Why smaller homes are a smart move.
Winners are grinners, so the saying goes, but Australia has recently lost its crown for building the biggest houses in the world. And that’s something we should all be happy about (even though we still take out silver).
According to a recent survey by the ABS, commissioned by CommSec, the average floor area of a new detached house built in Australia in 2015/16 was 231m2, down from a record 247.7m2 in 2008/09. Meanwhile, over in the States, the US Census Bureau reports that the average size of a new single-family house in 2015 was 249.6m2. We were world champions as recently as 2011/12, when the average house built here stood at 244.9m2, more than five per cent above the US average of 232.7m2.

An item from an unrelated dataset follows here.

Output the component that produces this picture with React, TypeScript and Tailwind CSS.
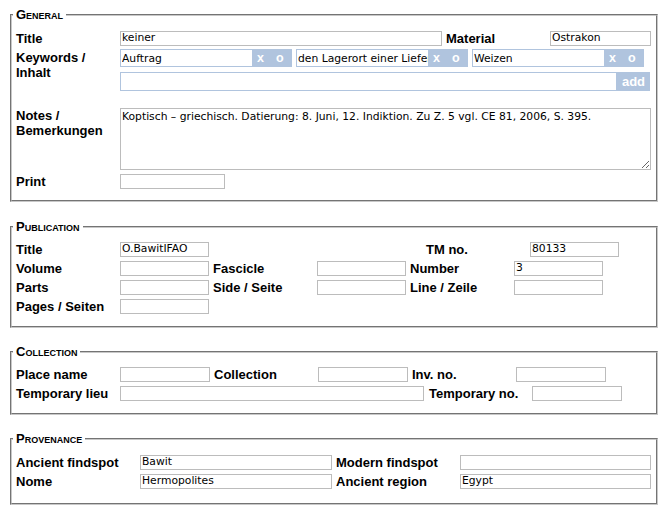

Across Australia, Victorians build the biggest houses, at an average of 241.1m2, ahead of Queenslanders (237.7m2), New South Welshmen (227.4m2) and West Australians (227m2).
There are many reasons houses are getting smaller, including changing demographics, smaller blocks and affordability issues. Couples and young families now embrace apartment living, whereas a house on a quarter-acre block was once the dream (even fairly recently). Generations X and Y will happily sacrifice space to live closer to work and a good chai latte – and they’re not alone; retirees are also downsizing.
“I suspect the passing of ‘peak house’ is a reaction to the affordability issue, especially in Sydney and Melbourne,” says Bernard Salt, demographer, social commentator and a partner at global advisory firm KPMG. “It may also have something to do with a greater awareness of the cost of operating big houses: so much space to heat and cool, let alone furnish and clean.”
Then there’s the fact that a greater proportion of new houses are being constructed in infill and brownfields locations. “You can’t build McMansions in nooks and crannies – you have to build smarter, tighter, leaner, fitter, smaller housing in infill locations.”
Sydney and Melbourne, in particular, have been roped into an increasingly knowledge-worker world supported by a different form of housing and a different lifestyle model, says Salt.
“Sell your house in Melbourne’s Mitcham or in Sydney’s Hornsby and buy a townhouse or an apartment closer to where you work. In so doing, allow your former quarter-acre block, originally carved out of a dairy farm in the 1950s, to be subdivided and reconfigured into townhouses or a series of low-rise apartments. Bingo – the average Aussie house shrinks as a consequence,” he says. “Everyone’s a winner when the average Aussie house downsizes. Let the Americans continue on their crazy quest for ever-bigger houses. We Australians have been there and done that, and now we’re quite happy with smaller, better located and more efficient housing.”